Awakening to the present reality from your dream has an added advantage: you can choose better the road you would like to take: make informed choices about what you should be doing to achieve goals.
Its is here that NLP gives you a very valuable insight when it says, even when you explore your options to move forward, remember, you operate in your mind only!
We operate not on the world directly, but on our mental maps about the world. And the map is not the world!
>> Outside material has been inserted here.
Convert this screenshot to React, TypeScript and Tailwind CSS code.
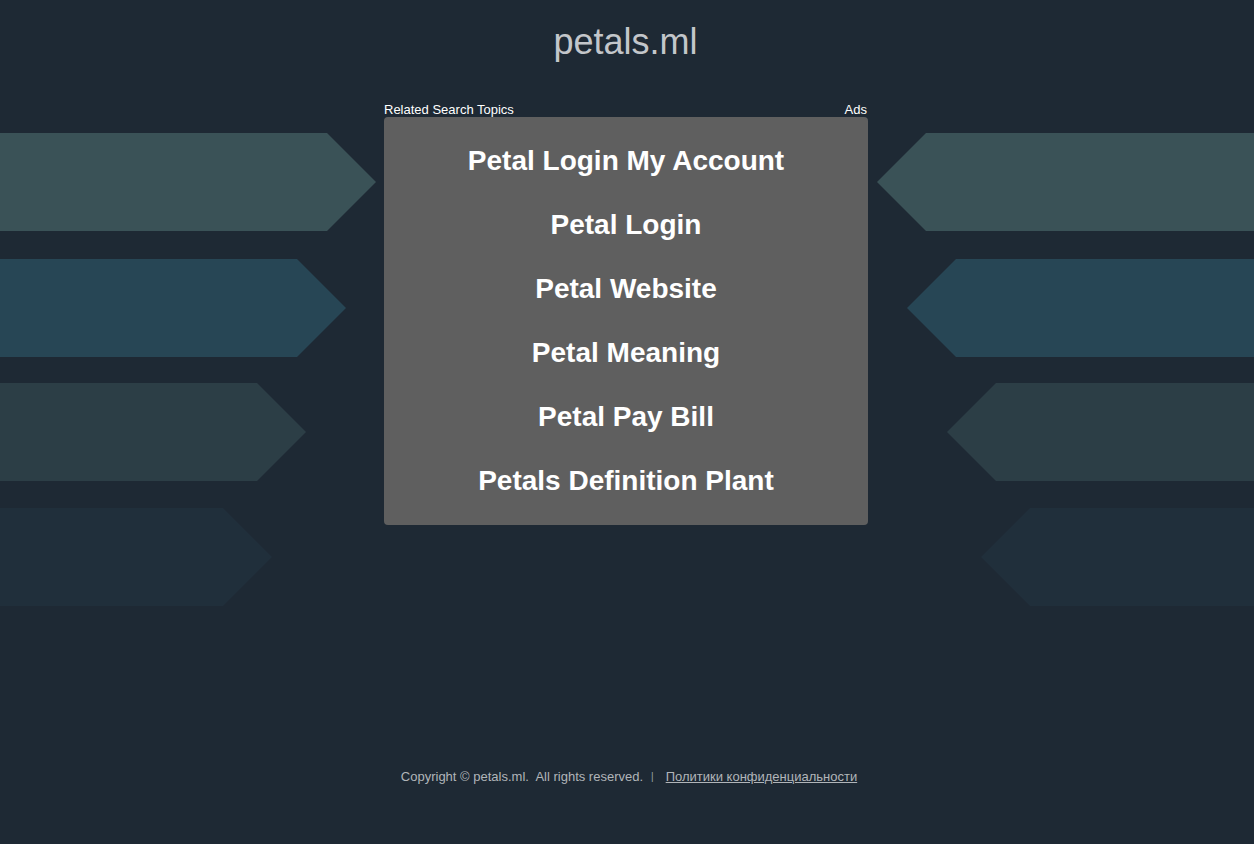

That is, look for options in the mind first! If you find cornered without choices to act upon, go ahead and create more options
in your mind.
And, you create options by perceiving what abundant options are available in the world before you! You only need to look sharp, and, ask yourself: If this person can, why not I? That helps to overcome our habit of
deleting information.
But, just by removing ‘deletions’ – by becoming aware – can we automatically include more options into life? Just because you see there are others ways of behaving, can you automatically choose between available choices?
Perhaps not!
Obstacles to Expand Mental Maps
There are many ways to live in this world. We may even be very much aware of them. Yet, we feel unable to adapt some of the different ways of others, even in our wildest dreams!
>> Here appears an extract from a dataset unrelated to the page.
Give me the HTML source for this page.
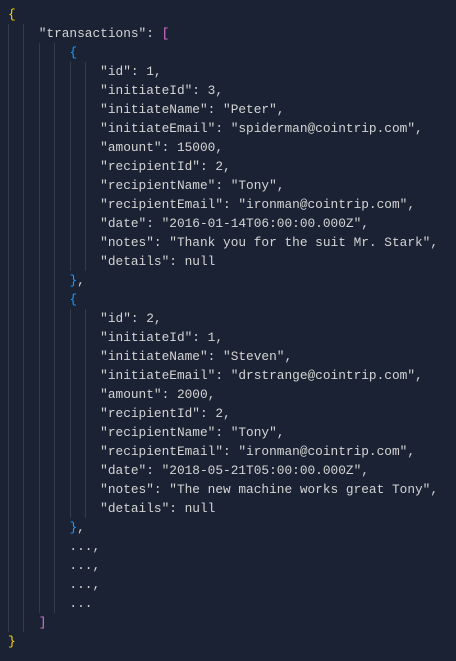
<!DOCTYPE html>
<html><head><style>
html,body{margin:0;padding:0;background:#1b2233;width:456px;height:661px;overflow:hidden}
pre{margin:0;position:absolute;left:8px;top:5px;font-family:"Liberation Mono",monospace;font-size:12.8px;line-height:19px;color:#d4d4d4}
.g{position:absolute;width:1px;background:#343c4c}
.y{color:#ffd700}.p{color:#da70d6}.b{color:#179fff}
</style></head><body>
<div class="g" style="left:8px;top:24px;height:608px"></div>
<div class="g" style="left:23px;top:24px;height:608px"></div>
<div class="g" style="left:39px;top:43px;height:570px"></div>
<div class="g" style="left:54px;top:43px;height:570px"></div>
<div class="g" style="left:70px;top:62px;height:209px"></div>
<div class="g" style="left:85px;top:62px;height:209px"></div>
<div class="g" style="left:70px;top:309px;height:209px"></div>
<div class="g" style="left:85px;top:309px;height:209px"></div>
<pre><span class="y">{</span>
    "transactions": <span class="p">[</span>
        <span class="b">{</span>
            "id": 1,
            "initiateId": 3,
            "initiateName": "Peter",
            "initiateEmail": "spiderman@cointrip.com",
            "amount": 15000,
            "recipientId": 2,
            "recipientName": "Tony",
            "recipientEmail": "ironman@cointrip.com",
            "date": "2016-01-14T06:00:00.000Z",
            "notes": "Thank you for the suit Mr. Stark",
            "details": null
        <span class="b">}</span>,
        <span class="b">{</span>
            "id": 2,
            "initiateId": 1,
            "initiateName": "Steven",
            "initiateEmail": "drstrange@cointrip.com",
            "amount": 2000,
            "recipientId": 2,
            "recipientName": "Tony",
            "recipientEmail": "ironman@cointrip.com",
            "date": "2018-05-21T05:00:00.000Z",
            "notes": "The new machine works great Tony",
            "details": null
        <span class="b">}</span>,
        ...,
        ...,
        ...,
        ...
    <span class="p">]</span>
<span class="y">}</span></pre>
</body></html>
A life-long vegetarian cannot take to non-vegetarian food just by becoming aware of others who eat non-vegetarian food. The awareness of newer options does not make them desirable. Something is revolting from inside – rejecting the idea from entering the mental map!
Similarly, with the non-vegetarians. They only eat what they are accustomed to! Even if they know others enjoy eating different animals or birds, they don’t try: typically, a goat eater may not like to eat a dog – even if they see people eating them!
The rejecting of other kinds of meat does not stop with the rejected variety of meat: the rejection could spills over on to those who eat the meat that they reject!
Typically, in India, many who eat chicken may consider beef eaters lower than them, just because they eat beef – and even consider them ‘untouchable’!
Thus, we don’t create choices in behaviour just by being aware of the behaviour of others. Or, by an awareness of available choices out in the world:
1. Being aware that there those who don’t smoke does not inspire smokers to quit.
2. Being aware of others who score high marks doesn’t give one the ability to score high!
The problem is twofold:
1. We are ‘addicted’ to ‘our’ ways of behaving. Our addictions make it impossible to choose anything new. And, even when we want something different,
2. We don’t know how to giving up the old ways and adapt the new
Learnt Addictions – Our Ways
An addiction is an inability to choose, even when there are choices available. One would expect that, being rational, one could choose the good over the bad; the life-enabling over the life destroying. Yet, we humans don’t seem to be capable of using our brains to make intelligent choices.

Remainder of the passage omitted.